È evidente che non è sufficiente farsi le domande giuste per avere la certezza di risolvere l’intero problema, ma almeno indirizzare lo sguardo verso la direzione corretta è il minimo che si possa fare per non perdersi in un bicchiere d’acqua. Ricordo sempre, in questi casi, ciò che insegnano gli istruttori durante i corsi di guida sicura in pista.
Quando l’auto perde aderenza e va verso il guard rail o il muretto, il pilota è portato istintivamente a guardare il muretto che gli arriva addosso. Sono centesimi di secondo lunghissimi, durante i quali il pilota, preso dal panico, rimane paralizzato, poiché il suo sguardo è volto al problema, cioè al muretto in arrivo.
Al contrario, in pista durante i corsi, attraverso esercizi mirati, si insegna a distogliere lo sguardo dal muretto in arrivo e puntare lo sguardo sulla pista dove si vuole tornare.
Il cervello a quel punto, in modo automatico, farà tutto ciò che è in suo potere per suggerire al nostro corpo la manovra giusta per uscire da quell’impasse e far tornare l’auto sulla traiettoria giusta.

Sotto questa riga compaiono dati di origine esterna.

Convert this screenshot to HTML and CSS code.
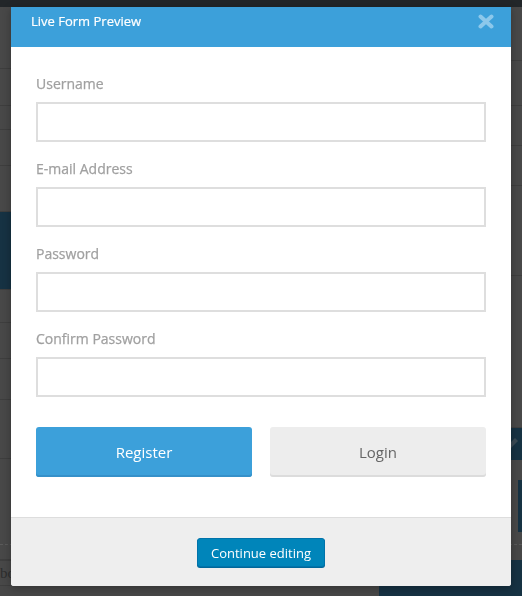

È evidente che se è troppo tardi, ormai, non sarà possibile fare nulla, ma volgere lo sguardo nella direzione in cui si vuole andare molto spesso fa la differenza fra andare contro un muro e riuscire a recuperare il controllo dell’auto.
Mi piace pensare che lo stesso atteggiamento possa essere utilizzato in negozio, in un’attività commerciale o in azienda, laddove alcune risorse umane siano istintivamente portate a scegliere la direzione sbagliata.
Essere focalizzati e concentrati verso un’unica meta consente a un gruppo di lavoro di fare miracoli e di ottenere risultati di gran lunga superiori a quelli che il nostro fallace istinto ci consente anche solo di desiderare. Provateci. La prossima volta che, di fronte a una difficoltà, l’istinto vi suggerirà di fare un’azione, fermatevi e pensate.
È quell’azione davvero la migliore che voi possiate fare in quel momento?
Comunicate amici, non è mai abbastanza!